Look for the string "TypeScript" in every line, and copy each line that has it.

┄┄┄┄┄┄┄┄┄┄┄┄┄┄┄┄┄┄┄┄

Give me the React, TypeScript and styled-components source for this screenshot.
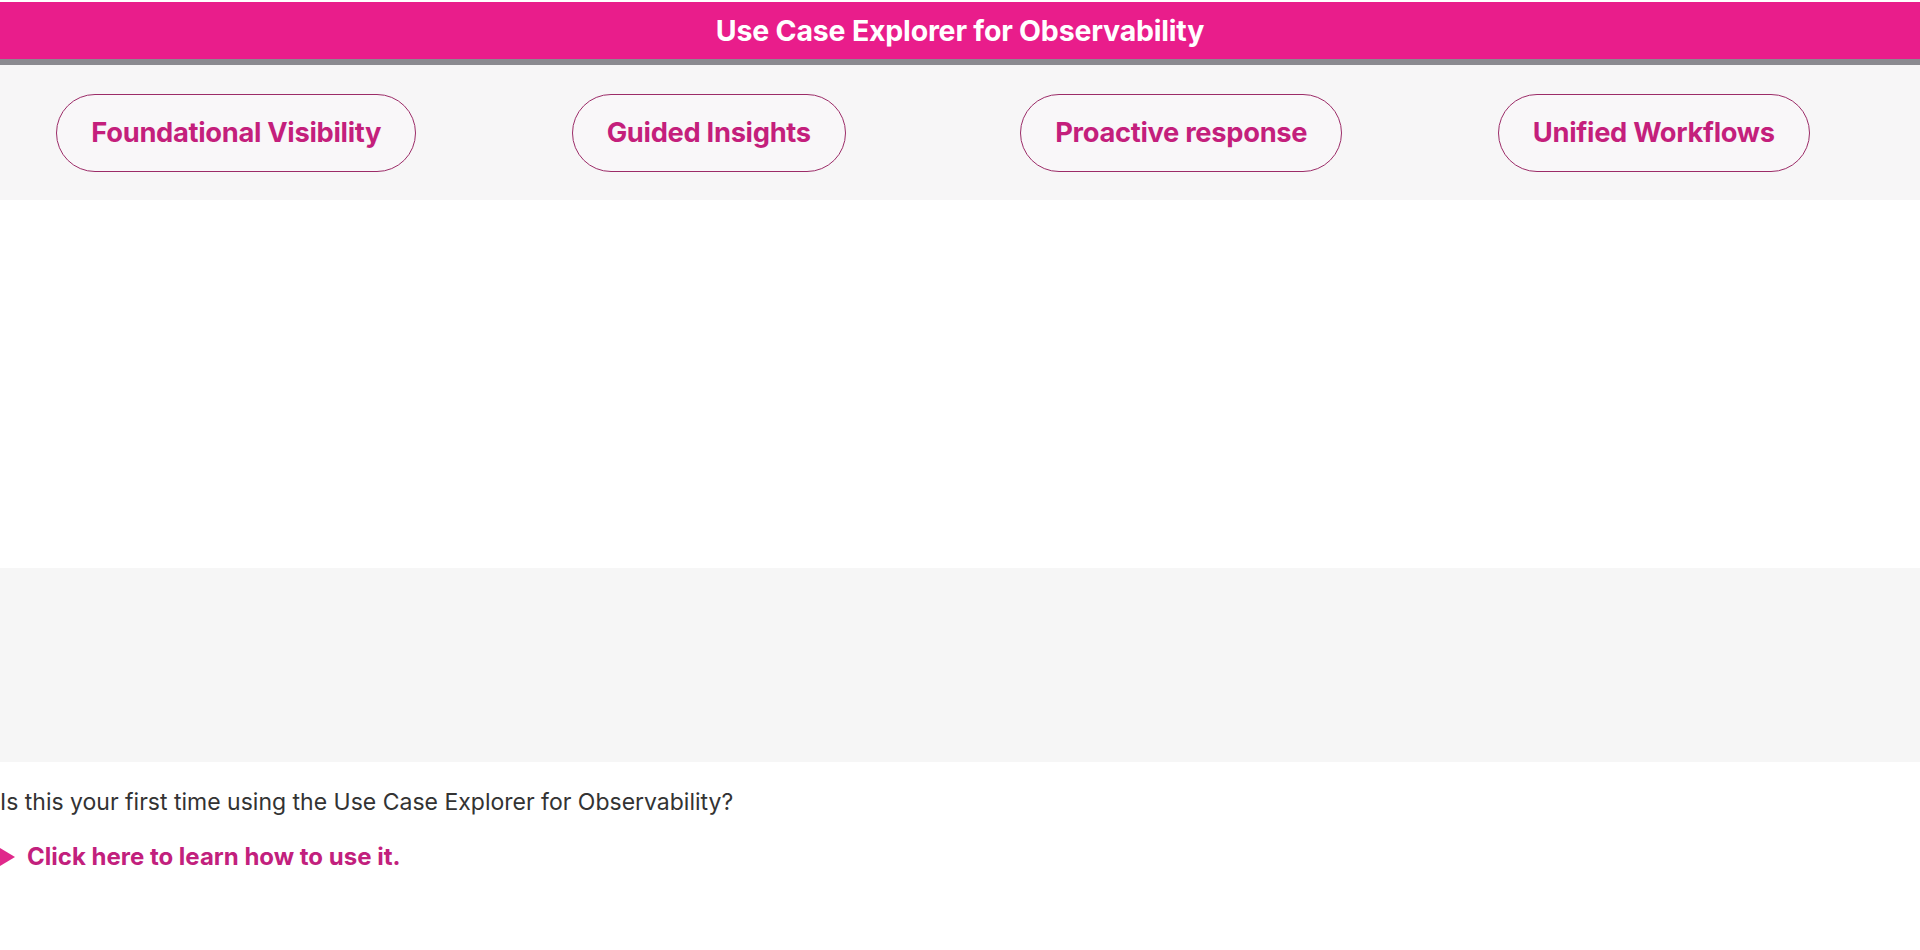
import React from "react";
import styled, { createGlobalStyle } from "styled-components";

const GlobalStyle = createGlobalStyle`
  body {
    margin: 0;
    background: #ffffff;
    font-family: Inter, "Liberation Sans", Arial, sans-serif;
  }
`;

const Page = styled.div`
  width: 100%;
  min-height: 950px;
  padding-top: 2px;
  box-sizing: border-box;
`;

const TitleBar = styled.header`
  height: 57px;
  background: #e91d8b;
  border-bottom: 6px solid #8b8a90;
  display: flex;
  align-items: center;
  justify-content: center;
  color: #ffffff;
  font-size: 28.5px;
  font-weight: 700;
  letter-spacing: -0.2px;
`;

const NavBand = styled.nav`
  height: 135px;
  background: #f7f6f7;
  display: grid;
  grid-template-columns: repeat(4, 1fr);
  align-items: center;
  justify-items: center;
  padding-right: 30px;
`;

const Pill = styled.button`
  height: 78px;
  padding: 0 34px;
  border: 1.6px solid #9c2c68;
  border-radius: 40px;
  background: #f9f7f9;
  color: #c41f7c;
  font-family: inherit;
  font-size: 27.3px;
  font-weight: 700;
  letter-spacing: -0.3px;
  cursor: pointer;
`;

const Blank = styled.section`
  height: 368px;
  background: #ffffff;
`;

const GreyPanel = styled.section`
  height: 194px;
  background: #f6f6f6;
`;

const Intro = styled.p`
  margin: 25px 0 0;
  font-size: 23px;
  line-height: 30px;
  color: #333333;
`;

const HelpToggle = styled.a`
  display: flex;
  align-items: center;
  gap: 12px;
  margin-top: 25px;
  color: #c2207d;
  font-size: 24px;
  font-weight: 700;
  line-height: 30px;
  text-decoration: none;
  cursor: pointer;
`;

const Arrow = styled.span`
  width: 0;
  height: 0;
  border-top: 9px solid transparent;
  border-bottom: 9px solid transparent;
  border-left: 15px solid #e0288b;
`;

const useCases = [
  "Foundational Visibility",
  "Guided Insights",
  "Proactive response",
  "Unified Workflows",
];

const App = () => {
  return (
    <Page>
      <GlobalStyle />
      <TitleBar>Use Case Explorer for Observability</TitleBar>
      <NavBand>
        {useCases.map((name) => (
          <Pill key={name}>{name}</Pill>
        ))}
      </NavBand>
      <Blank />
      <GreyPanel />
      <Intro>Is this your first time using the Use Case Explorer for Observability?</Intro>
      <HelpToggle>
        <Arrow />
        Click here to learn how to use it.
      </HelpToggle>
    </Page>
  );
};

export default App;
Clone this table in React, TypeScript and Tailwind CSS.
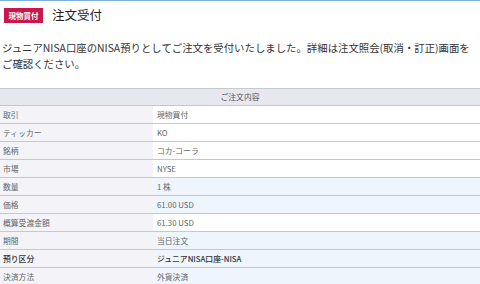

┄┄┄┄┄┄┄┄┄┄┄┄┄┄┄┄┄┄┄┄

### [Response to the exercise]
Give me the React, TypeScript and styled-components source for this screenshot.
Clone this table in React, TypeScript and Tailwind CSS.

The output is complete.